Contrariamente a Occidente, donde el individualismo y la mediatización que priman exigen líderes, los rebeldes tunecinos y egipcios han llevado a cabo su combate sin jefe carismático, sin siquiera una organización reconocida y coordinadora para guiar a las tropas. Y esto no ha sido echado en falta por nadie. La plaza Tahrir representa un modelo casi utópico de autogestión revolucionaria. Sería arriesgado querer comprender cómo han llegado la comida o los medicamentos, como se han organizado los controles de seguridad, quien coordina las tomas de palabra en el podio, ni siquiera quien decide sobre las consignas (llamamiento a un millón de manifestantes, jornada de homenaje a los mártires…), pero no queda más remedio que constatar que esta entidad revolucionaria orgánica logra gestionar todo eso. Poblaciones que han pasado decenios bajo el mando de un «duce» arabizante no están apresuradas por alinearse detrás de un nuevo líder, aunque estuviera dotado de las mejores intenciones.
Un impacto diferente. En el curso de los nueve días que he pasado en Túnez a partir del 14 de enero, no me he topado ni una vez con un tunecino nostálgico del régimen de Ben Alí o que defendiera algunos de sus aspectos. Al contrario, en Egipto, me he encontrado con un montón de gente que defendía al rais, sus políticas, y el sentimiento de seguridad que procuraba a millones de ciudadanos. Muchos buenos conocedores de la sociedad egipcia avanzan factores psicosociales para explicar esta diferencia (los egipcios serían más apáticos, más sumisos, menos educados, más necesitados…). Por mi parte, creo más en el impacto psicológico de la partida del presidente. Al huir -cualesquiera que fueran sus razones o sus esperanzas de retorno-, Ben Alí seccionó los lazos con los que aprisionaba a su pueblo. Su partida, un acontecimiento difícilmente pensable algunos días antes, hizo que la revolución basculara y animó a los manifestantes a continuar exigiendo lo que anteriormente pertenecía al terreno de lo imposible.

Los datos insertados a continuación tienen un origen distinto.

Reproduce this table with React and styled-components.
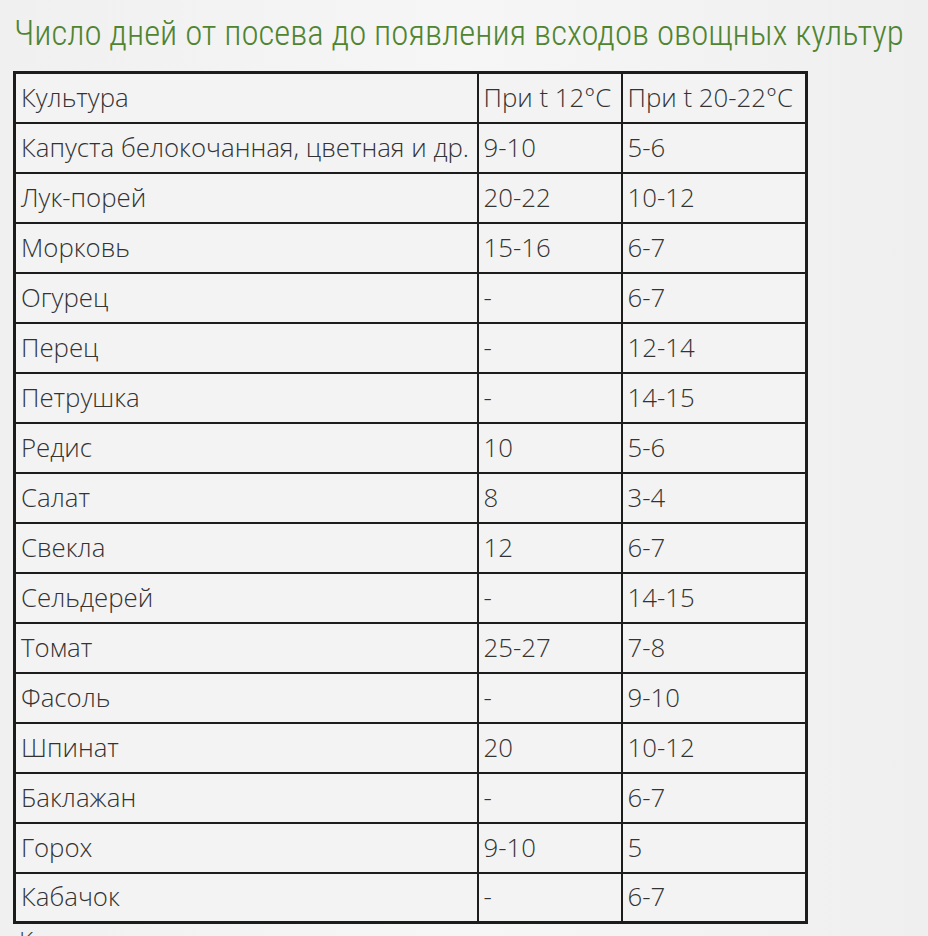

En Egipto, aferrándose al poder, con el apoyo apenas disfrazado de sus aliados extranjeros, con los Estados Unidos a la cabeza, Mubarak y su mayordomo-sucesor Suleimán han tranquilizado a sus fieles y sobre todo a todos los timoratos que quieren una revolución acabada, pero no una rebelión en curso. Los ocupantes de la plaza Tahrir y sus conexiones políticas y sindicales, tanto en El Cairo como en las provincias, deben no sólo luchar contra un poder que no quiere dejar su plaza (como en Túnez) sino también contra sus conciudadanos que dudan de cambiar de chaqueta. Es por esta razón por la que, si Túnez ha logrado verdaderamente su revolución (pero sin haberla terminado con éxito, lo que tomará seguramente años), la de los egipcios está aún inacabada. Es evidente que, incluso si el tándem Mubarak-Suleimán persiste en aferrarse, e incluso si las naciones occidentales se obstinan en posicionarse en sentido contrario a la historia, no habrá jamás vuelta atrás; lo conquistado en estos quince días de tempestad demasiado poderoso para ser olvidado, pero la victoria sobre el régimen no está aún definitivamente conseguida.